There are 1,200 panels of buff-colored limestone from Texas, called “Cordova Shell,” along the building’s Wilshire- and Fairfax-facing facades, and 47 percent of them needed repairs. The new blocks have the same fossilized Trigonia clams and Turritella spirals as the originals. The diamond black granite at the corner was only mined for ten years at one site in Escondido, but Fidler found it. The gold tiles on the corner were Orsoni mosaic from Venice, Italy. Each one-inch tesserae is made by hand and has a piece of 24-karat gold leaf baked inside. Fidler tracked down the original sources and, when possible, returned to them for replacements. The Italian glass studio is a mom-and-pop operation that makes stained glass for cathedrals. Fidler needed the inconsistencies of handmade tile—the “grooves, dimples, and blobs”—to maintain the tower’s original appearance.
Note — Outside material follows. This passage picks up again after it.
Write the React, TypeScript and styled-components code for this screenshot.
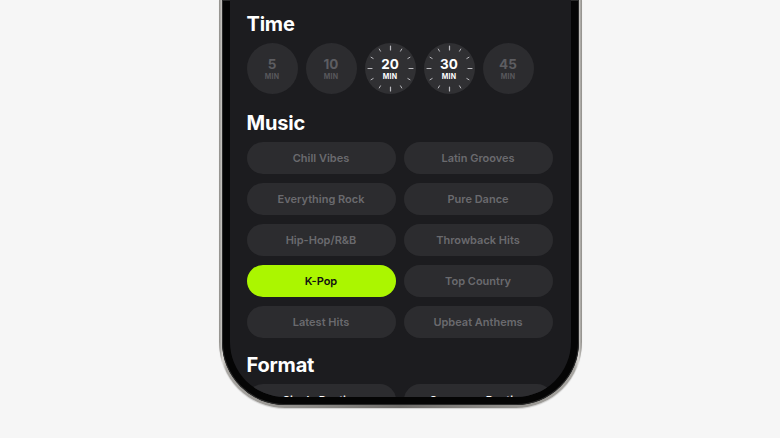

A restoration plan shows that about a quarter of the 138,500 tiles will be replaced. For the time being, the damaged ones are covered in orange stickers.
Taking apart the steel windows uncovered a bit of architectural archeology. The original depression-era workers dumped plaster, wood, and construction debris inside the walls, and the windows were made watertight with sisal rope, a technique Fidler recognized from ships and buildings of the 18th century. Corroded steel will be replaced but most will be restored originals updated with high tech glazing. “There is a logic to complete renewal,” Fidler says. “But not from my conservation perspective.”
When the museum opens next year, visitors will be wowed by the millions of photographs, posters, movie props, and costumes (Dorothy’s ruby slippers!) displayed inside, but architect A.C. Martin’s 80-year-old landmark will be the biggest artifact of all.